Theories of Art
Why 'I Know What I Like' Is a More Radical Statement Than You Think
For most of Western history, the idea that your personal reaction to a painting could matter philosophically would have been considered a category error.
The Idea
For centuries, philosophers assumed that beauty was a property of objects — something out there in the world, as real as weight or temperature. A painting was beautiful the way gold was heavy. Your job as a viewer was to perceive it correctly, not contribute to it. Then, in the eighteenth century, a quiet revolution happened. Thinkers like Hume and Kant began to notice something uncomfortable: people persistently, sincerely disagree about beauty, and no one can be straightforwardly proven wrong. Kant's solution was elegant and strange. He argued that aesthetic judgement occupies a peculiar middle ground — it feels universal (when you call something beautiful, you implicitly invite everyone to agree), yet it can only ever be grounded in subjective feeling, not verifiable fact. He called this 'free beauty': a pleasure that arises when your imagination and understanding play together without any particular concept forcing the outcome. Later, expression theories flipped the script entirely. Art stopped being about representing the world or instantiating timeless form, and became about externalising inner life — Tolstoy argued that art's entire purpose was to transmit genuine feeling from one person to another. Then institutional theory arrived and said: a thing is art because the right people in the right context say it is. What counts as art is a social agreement, not a metaphysical fact. Each of these theories captures something real and leaves something out, which is precisely why the conversation is still alive.
In the World
In 1917, Marcel Duchamp submitted a commercially manufactured urinal to the Society of Independent Artists exhibition in New York. He titled it 'Fountain', signed it 'R. Mutt', and waited. The submission committee rejected it — not on aesthetic grounds, but on moral ones, which rather proved Duchamp's point. He wasn't interested in whether the object was beautiful.
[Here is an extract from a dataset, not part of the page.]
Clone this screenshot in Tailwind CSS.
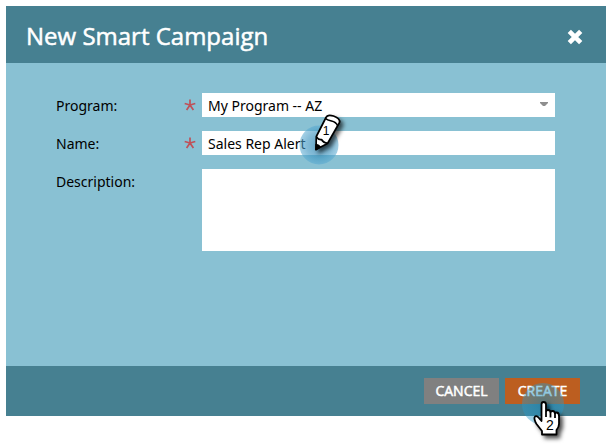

He was stress-testing the entire institutional framework that decides what art is. If the exhibition's own stated policy was to accept all submitted works, then either the urinal was art and had to be shown, or the gatekeeping was ideological rather than aesthetic. 'Fountain' now sits in the permanent collection of the Tate Modern. Whether you find it profound or tiresome, it did something remarkable: it made the question 'what is art?' impossible to answer without also answering 'who gets to decide?' The expression theorist would say Duchamp succeeded because the gesture transmitted a real and sharp idea about power and convention — the feeling of being made to see an assumption you didn't know you had. The institutionalist would say it's art because the art world eventually said so, full stop. The Kantian might wonder whether there is any free, disinterested pleasure available when the object is also a provocation. The urinal still doesn't resolve anything. That's what makes it inexhaustible.
Why It Matters
These theories are not just academic sorting exercises. They quietly shape how you move through a gallery, how you defend a film to a friend who didn't like it, how you feel when someone dismisses something you love. If you hold an expression theory instinctively, you'll find yourself asking: did this feel authentic, did it transmit something real? If your instincts are more institutional, you'll care about context, intent, and pedigree. And if you're a closet Kantian, you may find yourself frustrated when art feels didactic or over-explained — as though it's pulling you toward a conclusion rather than letting your mind run free. Knowing which theory you are drawn to, and why, makes you a sharper reader of your own reactions. It also makes you more genuinely curious when someone else's response differs from yours. Their disagreement might not mean they missed something — it might mean they are looking through a different theoretical lens entirely, one that makes room for things yours doesn't. Aesthetics gives you that, and that alone makes a Monday feel bigger.
A Question to Ponder
When you call something beautiful today — a piece of music, a sentence, the light at a particular hour — are you describing something you found, or something you made?